Dono de uma fazenda de 140 hectares, Paulo Henrique tem 115 vacas destinadas à produção e ao abastecimento de uma grande cooperativa de laticínios. Por enquanto, ele não teve que se desfazer de parte do gado, mas já dispensou a mão de obra de todos os prestadores de serviço, mantendo apenas três funcionários na propriedade. Ele conta que vendia a R$ 3,50 o litro do leite em 2022. A partir de 2023, passou a receber R$ 2. “Perdemos no valor do nosso produto, mas as despesas seguem as mesmas. Tá todo mundo com a corda no pescoço”, lamenta.
LINHAS DE CRÉDITO
O governo federal anunciou em dezembro do ano passado que o Conselho Monetário Nacional (CMN) aprovou duas linhas de crédito especiais para cooperativas de produtores de leite, com repasse de mais de R$ 700 milhões. Com isso, elas vão poder financiar os seus cooperados com juros de 4% para a agricultura familiar e de 8% para médios e grandes produtores. Logo, cada cooperativa pode acessar até R$ 20 milhões por linha de crédito, tendo prazo de 60 meses para o pagamento.
A medida, conforme o presidente da Abraleite, é bem-vinda, mas insuficiente para sanar a crise. “O valor é muito pouco. Os 2,25 bilhões de litros importados dão algo em torno de R$ 4,5 bilhões.
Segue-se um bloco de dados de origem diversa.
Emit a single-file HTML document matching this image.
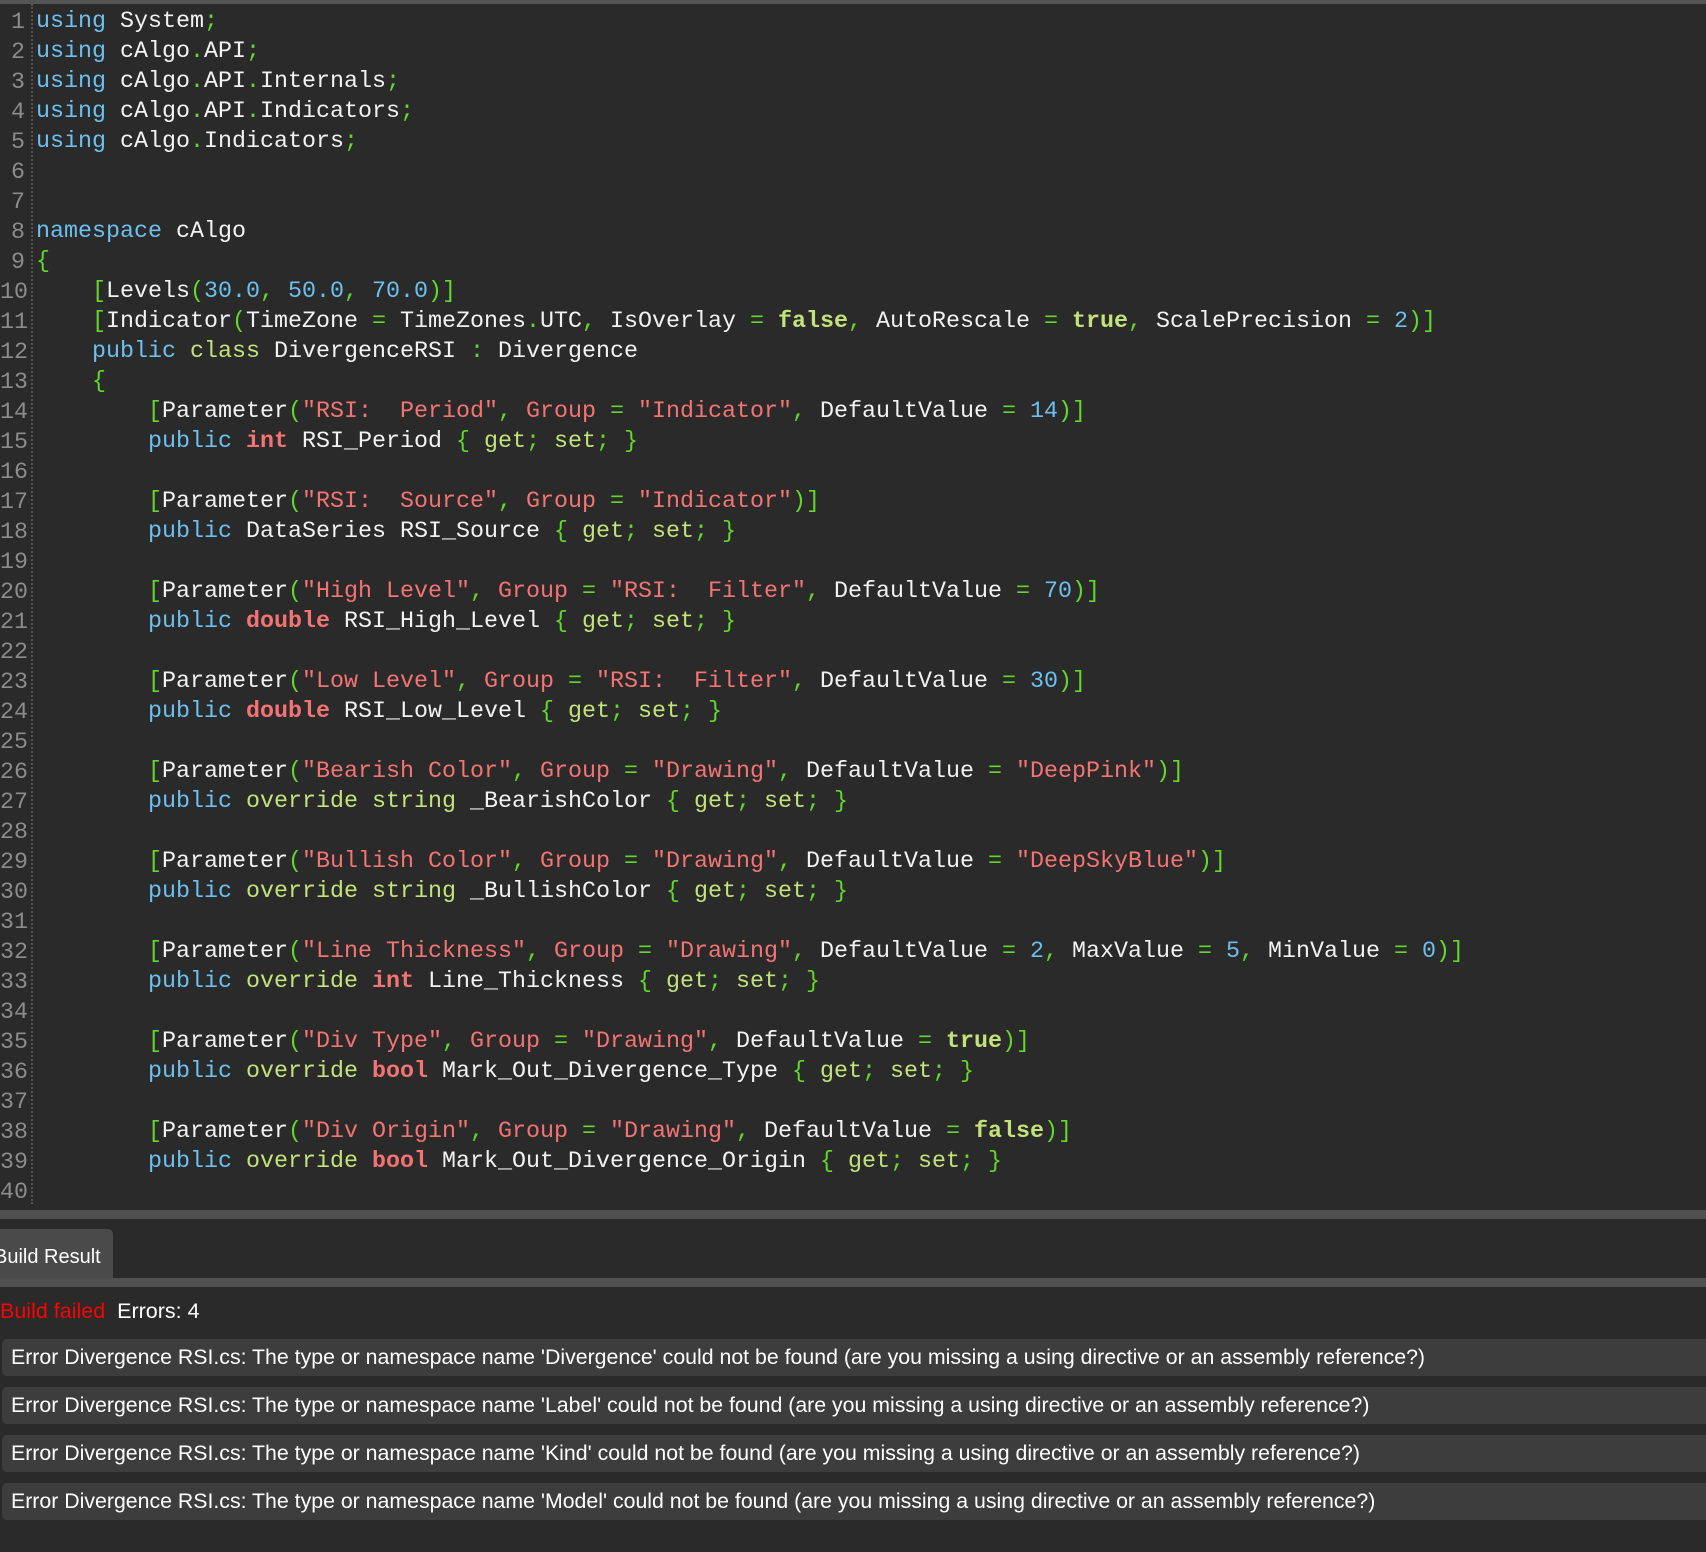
<!DOCTYPE html>
<html><head><meta charset="utf-8"><style>
html,body{margin:0;padding:0}
body{width:1706px;height:1552px;background:#2a2a2a;position:relative;overflow:hidden;font-family:"Liberation Mono",monospace}
.top{position:absolute;left:0;top:0;width:1706px;height:4px;background:#555}
.gut{position:absolute;left:31px;top:4px;height:1200px;border-left:2px dotted #555}
.ln{position:absolute;left:0;width:25px;text-align:right;color:#8c8c8c;font-size:23.3px;height:30px;line-height:30px;white-space:pre;margin-top:2px}
.code{position:absolute;left:36px;top:7px;font-size:23.33px;line-height:30px;color:#f2f2f2;white-space:pre}
.k{color:#6cc0f0}.y{color:#c3e27a}.t{color:#f47373;font-weight:bold}.s{color:#f47373}.n{color:#6cc0f0}.p{color:#62d82a}.b{color:#c3e27a;font-weight:bold}
.bar{position:absolute;left:0;width:1706px;height:9px;background:#505050}
.tab{position:absolute;left:0;top:1229px;width:113px;height:49px;background:#4a4a4a;border-radius:0 5px 0 0;color:#fff;font:20px "Liberation Sans",sans-serif;line-height:56px;text-indent:-6px;white-space:nowrap;overflow:hidden}
.st{position:absolute;left:0;top:1298px;font:21.5px "Liberation Sans",sans-serif;color:#fff;line-height:26px}
.row{position:absolute;left:2px;width:1704px;height:37px;background:#3d3d3d;border-radius:5px 0 0 5px;color:#fff;font:21.3px "Liberation Sans",sans-serif;line-height:37px;text-indent:9px;white-space:pre}
</style></head><body>
<div class="top"></div>
<div class="gut"></div>
<div class="code"><span class="k">using</span> System<span class="p">;</span>
<span class="k">using</span> cAlgo<span class="p">.</span>API<span class="p">;</span>
<span class="k">using</span> cAlgo<span class="p">.</span>API<span class="p">.</span>Internals<span class="p">;</span>
<span class="k">using</span> cAlgo<span class="p">.</span>API<span class="p">.</span>Indicators<span class="p">;</span>
<span class="k">using</span> cAlgo<span class="p">.</span>Indicators<span class="p">;</span>


<span class="k">namespace</span> cAlgo
<span class="p">{</span>
    <span class="p">[</span>Levels<span class="p">(</span><span class="n">30.0</span><span class="p">,</span> <span class="n">50.0</span><span class="p">,</span> <span class="n">70.0</span><span class="p">)]</span>
    <span class="p">[</span>Indicator<span class="p">(</span>TimeZone <span class="p">=</span> TimeZones<span class="p">.</span>UTC<span class="p">,</span> IsOverlay <span class="p">=</span> <span class="b">false</span><span class="p">,</span> AutoRescale <span class="p">=</span> <span class="b">true</span><span class="p">,</span> ScalePrecision <span class="p">=</span> <span class="n">2</span><span class="p">)]</span>
    <span class="k">public</span> <span class="y">class</span> DivergenceRSI <span class="p">:</span> Divergence
    <span class="p">{</span>
        <span class="p">[</span>Parameter<span class="p">(</span><span class="s">"RSI:  Period"</span><span class="p">,</span> <span class="s">Group</span> <span class="p">=</span> <span class="s">"Indicator"</span><span class="p">,</span> DefaultValue <span class="p">=</span> <span class="n">14</span><span class="p">)]</span>
        <span class="k">public</span> <span class="t">int</span> RSI_Period <span class="p">{</span> <span class="y">get</span><span class="p">;</span> <span class="y">set</span><span class="p">;</span> <span class="p">}</span>

        <span class="p">[</span>Parameter<span class="p">(</span><span class="s">"RSI:  Source"</span><span class="p">,</span> <span class="s">Group</span> <span class="p">=</span> <span class="s">"Indicator"</span><span class="p">)]</span>
        <span class="k">public</span> DataSeries RSI_Source <span class="p">{</span> <span class="y">get</span><span class="p">;</span> <span class="y">set</span><span class="p">;</span> <span class="p">}</span>

        <span class="p">[</span>Parameter<span class="p">(</span><span class="s">"High Level"</span><span class="p">,</span> <span class="s">Group</span> <span class="p">=</span> <span class="s">"RSI:  Filter"</span><span class="p">,</span> DefaultValue <span class="p">=</span> <span class="n">70</span><span class="p">)]</span>
        <span class="k">public</span> <span class="t">double</span> RSI_High_Level <span class="p">{</span> <span class="y">get</span><span class="p">;</span> <span class="y">set</span><span class="p">;</span> <span class="p">}</span>

        <span class="p">[</span>Parameter<span class="p">(</span><span class="s">"Low Level"</span><span class="p">,</span> <span class="s">Group</span> <span class="p">=</span> <span class="s">"RSI:  Filter"</span><span class="p">,</span> DefaultValue <span class="p">=</span> <span class="n">30</span><span class="p">)]</span>
        <span class="k">public</span> <span class="t">double</span> RSI_Low_Level <span class="p">{</span> <span class="y">get</span><span class="p">;</span> <span class="y">set</span><span class="p">;</span> <span class="p">}</span>

        <span class="p">[</span>Parameter<span class="p">(</span><span class="s">"Bearish Color"</span><span class="p">,</span> <span class="s">Group</span> <span class="p">=</span> <span class="s">"Drawing"</span><span class="p">,</span> DefaultValue <span class="p">=</span> <span class="s">"DeepPink"</span><span class="p">)]</span>
        <span class="k">public</span> <span class="y">override</span> <span class="y">string</span> _BearishColor <span class="p">{</span> <span class="y">get</span><span class="p">;</span> <span class="y">set</span><span class="p">;</span> <span class="p">}</span>

        <span class="p">[</span>Parameter<span class="p">(</span><span class="s">"Bullish Color"</span><span class="p">,</span> <span class="s">Group</span> <span class="p">=</span> <span class="s">"Drawing"</span><span class="p">,</span> DefaultValue <span class="p">=</span> <span class="s">"DeepSkyBlue"</span><span class="p">)]</span>
        <span class="k">public</span> <span class="y">override</span> <span class="y">string</span> _BullishColor <span class="p">{</span> <span class="y">get</span><span class="p">;</span> <span class="y">set</span><span class="p">;</span> <span class="p">}</span>

        <span class="p">[</span>Parameter<span class="p">(</span><span class="s">"Line Thickness"</span><span class="p">,</span> <span class="s">Group</span> <span class="p">=</span> <span class="s">"Drawing"</span><span class="p">,</span> DefaultValue <span class="p">=</span> <span class="n">2</span><span class="p">,</span> MaxValue <span class="p">=</span> <span class="n">5</span><span class="p">,</span> MinValue <span class="p">=</span> <span class="n">0</span><span class="p">)]</span>
        <span class="k">public</span> <span class="y">override</span> <span class="t">int</span> Line_Thickness <span class="p">{</span> <span class="y">get</span><span class="p">;</span> <span class="y">set</span><span class="p">;</span> <span class="p">}</span>

        <span class="p">[</span>Parameter<span class="p">(</span><span class="s">"Div Type"</span><span class="p">,</span> <span class="s">Group</span> <span class="p">=</span> <span class="s">"Drawing"</span><span class="p">,</span> DefaultValue <span class="p">=</span> <span class="b">true</span><span class="p">)]</span>
        <span class="k">public</span> <span class="y">override</span> <span class="t">bool</span> Mark_Out_Divergence_Type <span class="p">{</span> <span class="y">get</span><span class="p">;</span> <span class="y">set</span><span class="p">;</span> <span class="p">}</span>

        <span class="p">[</span>Parameter<span class="p">(</span><span class="s">"Div Origin"</span><span class="p">,</span> <span class="s">Group</span> <span class="p">=</span> <span class="s">"Drawing"</span><span class="p">,</span> DefaultValue <span class="p">=</span> <span class="b">false</span><span class="p">)]</span>
        <span class="k">public</span> <span class="y">override</span> <span class="t">bool</span> Mark_Out_Divergence_Origin <span class="p">{</span> <span class="y">get</span><span class="p">;</span> <span class="y">set</span><span class="p">;</span> <span class="p">}</span>
</div>
<div class="ln" style="top:5px">1</div><div class="ln" style="top:35px">2</div><div class="ln" style="top:65px">3</div><div class="ln" style="top:95px">4</div><div class="ln" style="top:125px">5</div><div class="ln" style="top:155px">6</div><div class="ln" style="top:185px">7</div><div class="ln" style="top:215px">8</div><div class="ln" style="top:245px">9</div><div class="ln" style="top:275px">10</div><div class="ln" style="top:305px">11</div><div class="ln" style="top:335px">12</div><div class="ln" style="top:365px">13</div><div class="ln" style="top:395px">14</div><div class="ln" style="top:425px">15</div><div class="ln" style="top:455px">16</div><div class="ln" style="top:485px">17</div><div class="ln" style="top:515px">18</div><div class="ln" style="top:545px">19</div><div class="ln" style="top:575px">20</div><div class="ln" style="top:605px">21</div><div class="ln" style="top:635px">22</div><div class="ln" style="top:665px">23</div><div class="ln" style="top:695px">24</div><div class="ln" style="top:725px">25</div><div class="ln" style="top:755px">26</div><div class="ln" style="top:785px">27</div><div class="ln" style="top:815px">28</div><div class="ln" style="top:845px">29</div><div class="ln" style="top:875px">30</div><div class="ln" style="top:905px">31</div><div class="ln" style="top:935px">32</div><div class="ln" style="top:965px">33</div><div class="ln" style="top:995px">34</div><div class="ln" style="top:1025px">35</div><div class="ln" style="top:1055px">36</div><div class="ln" style="top:1085px">37</div><div class="ln" style="top:1115px">38</div><div class="ln" style="top:1145px">39</div><div class="ln" style="top:1175px">40</div>
<div class="bar" style="top:1210px"></div>
<div class="tab">Build Result</div>
<div class="bar" style="top:1278px"></div>
<div class="st"><span style="color:#f00">Build failed</span>&nbsp; Errors: 4</div>
<div class="row" style="top:1339px">Error Divergence RSI.cs: The type or namespace name 'Divergence' could not be found (are you missing a using directive or an assembly reference?)</div>
<div class="row" style="top:1387px">Error Divergence RSI.cs: The type or namespace name 'Label' could not be found (are you missing a using directive or an assembly reference?)</div>
<div class="row" style="top:1435px">Error Divergence RSI.cs: The type or namespace name 'Kind' could not be found (are you missing a using directive or an assembly reference?)</div>
<div class="row" style="top:1483px">Error Divergence RSI.cs: The type or namespace name 'Model' could not be found (are you missing a using directive or an assembly reference?)</div>
</body></html>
Por isso, os R$ 700 milhões em linhas de crédito não vão resolver o problema. Sem falar que nem todos vão ter acesso. O valor serve para aliviar os produtores que estão endividados com as cooperativas. Aqueles que fornecem para empresas de laticínio não vão ser contemplados, e esse grupo representa 60% no Brasil”, pondera Geraldo Borges.